>> Begin Given information

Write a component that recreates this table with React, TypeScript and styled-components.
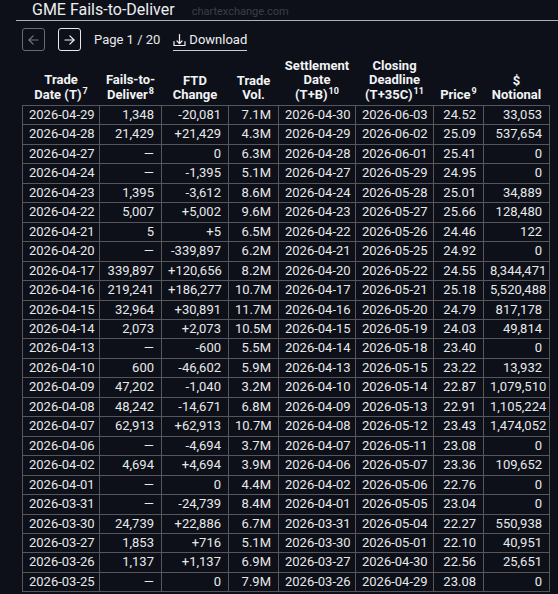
import styled, { createGlobalStyle } from 'styled-components';

const GlobalStyle = createGlobalStyle`
  body {
    margin: 0;
    background: #0d1018;
    font-family: Roboto, "Liberation Sans", sans-serif;
    color: #e8e9ea;
  }
`;

const Page = styled.div`
  width: 558px;
  height: 594px;
  overflow: hidden;
`;

const TitleBar = styled.div`
  margin-left: 16px;
  padding-left: 16px;
  height: 20px;
  line-height: 20px;
  border-bottom: 1px solid #aeb2b7;
  white-space: nowrap;
`;

const Title = styled.span`
  font-size: 16px;
  color: #eceef0;
`;

const Source = styled.span`
  margin-left: 17px;
  font-size: 11px;
  color: #3b3f47;
`;

const Toolbar = styled.div`
  display: flex;
  align-items: center;
  margin: 7px 0 0 22px;
  height: 23px;
  font-size: 13px;
`;

const NavButton = styled.button<{ $disabled?: boolean }>`
  width: 23px;
  height: 23px;
  padding: 0;
  margin-right: 13px;
  display: flex;
  align-items: center;
  justify-content: center;
  background: transparent;
  border: 1px solid ${(p) => (p.$disabled ? '#686b70' : '#e8e9ea')};
  border-radius: 3px;
  color: ${(p) => (p.$disabled ? '#74777c' : '#f2f3f4')};
`;

const PageLabel = styled.span`
  margin-right: 13px;
  color: #e8e9ea;
`;

const DownloadLink = styled.a`
  display: flex;
  align-items: center;
  gap: 3px;
  padding-bottom: 3px;
  margin-top: 4px;
  color: #eef0f2;
  text-decoration: none;
  border-bottom: 1px solid #c9ccd0;
`;

const Table = styled.table`
  margin: 8px 0 0 22px;
  border-collapse: collapse;
  table-layout: fixed;
  width: 527px;
  font-size: 13px;
`;

const Th = styled.th`
  padding: 0 2px 3px;
  line-height: 14px;
  font-weight: 700;
  text-align: center;
  vertical-align: bottom;
  color: #f2f3f4;
  white-space: nowrap;
`;

const Sup = styled.span`
  font-size: 9px;
  line-height: 9px;
  vertical-align: 5px;
  margin-left: 1px;
`;

const Td = styled.td<{ $left?: boolean }>`
  padding: 0 7px 0 6px;
  line-height: 18.45px;
  border: 1px solid #55575b;
  text-align: ${(p) => (p.$left ? 'left' : 'right')};
  color: #e8e9ea;
  white-space: nowrap;
`;

const Arrow = ({ dir }: { dir: 'left' | 'right' }) => (
  <svg width="13" height="12" viewBox="0 0 16 16" fill="none" stroke="currentColor" strokeWidth="1.6" strokeLinecap="round" strokeLinejoin="round">
    {dir === 'left' ? (
      <>
        <path d="M14 8H2" />
        <path d="M7.5 2.5L2 8l5.5 5.5" />
      </>
    ) : (
      <>
        <path d="M2 8h12" />
        <path d="M8.5 2.5L14 8l-5.5 5.5" />
      </>
    )}
  </svg>
);

const DownloadIcon = () => (
  <svg width="13" height="14" viewBox="0 0 13 14" fill="none" stroke="currentColor" strokeWidth="1.2" strokeLinecap="round" strokeLinejoin="round">
    <path d="M6.5 1.5v9" />
    <path d="M4 8l2.5 2.5L9 8" />
    <path d="M1 8.5v4h11v-4" />
  </svg>
);

type Row = [string, string, string, string, string, string, string, string];

const rows: Row[] = [
  ['2026-04-29', '1,348', '-20,081', '7.1M', '2026-04-30', '2026-06-03', '24.52', '33,053'],
  ['2026-04-28', '21,429', '+21,429', '4.3M', '2026-04-29', '2026-06-02', '25.09', '537,654'],
  ['2026-04-27', '—', '0', '6.3M', '2026-04-28', '2026-06-01', '25.41', '0'],
  ['2026-04-24', '—', '-1,395', '5.1M', '2026-04-27', '2026-05-29', '24.95', '0'],
  ['2026-04-23', '1,395', '-3,612', '8.6M', '2026-04-24', '2026-05-28', '25.01', '34,889'],
  ['2026-04-22', '5,007', '+5,002', '9.6M', '2026-04-23', '2026-05-27', '25.66', '128,480'],
  ['2026-04-21', '5', '+5', '6.5M', '2026-04-22', '2026-05-26', '24.46', '122'],
  ['2026-04-20', '—', '-339,897', '6.2M', '2026-04-21', '2026-05-25', '24.92', '0'],
  ['2026-04-17', '339,897', '+120,656', '8.2M', '2026-04-20', '2026-05-22', '24.55', '8,344,471'],
  ['2026-04-16', '219,241', '+186,277', '10.7M', '2026-04-17', '2026-05-21', '25.18', '5,520,488'],
  ['2026-04-15', '32,964', '+30,891', '11.7M', '2026-04-16', '2026-05-20', '24.79', '817,178'],
  ['2026-04-14', '2,073', '+2,073', '10.5M', '2026-04-15', '2026-05-19', '24.03', '49,814'],
  ['2026-04-13', '—', '-600', '5.5M', '2026-04-14', '2026-05-18', '23.40', '0'],
  ['2026-04-10', '600', '-46,602', '5.9M', '2026-04-13', '2026-05-15', '23.22', '13,932'],
  ['2026-04-09', '47,202', '-1,040', '3.2M', '2026-04-10', '2026-05-14', '22.87', '1,079,510'],
  ['2026-04-08', '48,242', '-14,671', '6.8M', '2026-04-09', '2026-05-13', '22.91', '1,105,224'],
  ['2026-04-07', '62,913', '+62,913', '10.7M', '2026-04-08', '2026-05-12', '23.43', '1,474,052'],
  ['2026-04-06', '—', '-4,694', '3.7M', '2026-04-07', '2026-05-11', '23.08', '0'],
  ['2026-04-02', '4,694', '+4,694', '3.9M', '2026-04-06', '2026-05-07', '23.36', '109,652'],
  ['2026-04-01', '—', '0', '4.4M', '2026-04-02', '2026-05-06', '22.76', '0'],
  ['2026-03-31', '—', '-24,739', '8.4M', '2026-04-01', '2026-05-05', '23.04', '0'],
  ['2026-03-30', '24,739', '+22,886', '6.7M', '2026-03-31', '2026-05-04', '22.27', '550,938'],
  ['2026-03-27', '1,853', '+716', '5.1M', '2026-03-30', '2026-05-01', '22.10', '40,951'],
  ['2026-03-26', '1,137', '+1,137', '6.9M', '2026-03-27', '2026-04-30', '22.56', '25,651'],
  ['2026-03-25', '—', '0', '7.9M', '2026-03-26', '2026-04-29', '23.08', '0'],
];

const colWidths = [77, 62, 67, 50, 77, 78, 50, 66];
const leftCols = [0, 4, 5];

const App = () => {
  return (
    <Page>
      <GlobalStyle />
      <TitleBar>
        <Title>GME Fails-to-Deliver</Title>
        <Source>chartexchange.com</Source>
      </TitleBar>
      <Toolbar>
        <NavButton $disabled aria-label="Previous page">
          <Arrow dir="left" />
        </NavButton>
        <NavButton aria-label="Next page">
          <Arrow dir="right" />
        </NavButton>
        <PageLabel>Page 1 / 20</PageLabel>
        <DownloadLink href="#">
          <DownloadIcon />
          Download
        </DownloadLink>
      </Toolbar>
      <Table>
        <colgroup>
          {colWidths.map((w, i) => (
            <col key={i} style={{ width: w }} />
          ))}
        </colgroup>
        <thead>
          <tr>
            <Th>
              Trade
              <br />
              Date (T)<Sup>7</Sup>
            </Th>
            <Th>
              Fails-to-
              <br />
              Deliver<Sup>8</Sup>
            </Th>
            <Th>
              FTD
              <br />
              Change
            </Th>
            <Th>
              Trade
              <br />
              Vol.
            </Th>
            <Th>
              Settlement
              <br />
              Date
              <br />
              (T+B)<Sup>10</Sup>
            </Th>
            <Th>
              Closing
              <br />
              Deadline
              <br />
              (T+35C)<Sup>11</Sup>
            </Th>
            <Th>
              Price<Sup>9</Sup>
            </Th>
            <Th>
              $
              <br />
              Notional
            </Th>
          </tr>
        </thead>
        <tbody>
          {rows.map((row) => (
            <tr key={row[0]}>
              {row.map((cell, i) => (
                <Td key={i} $left={leftCols.includes(i)}>
                  {cell}
                </Td>
              ))}
            </tr>
          ))}
        </tbody>
      </Table>
    </Page>
  );
};

export default App;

>> End Given information

Give only the number of lines in the preceding material that contain the string "components".

> **Final result**
2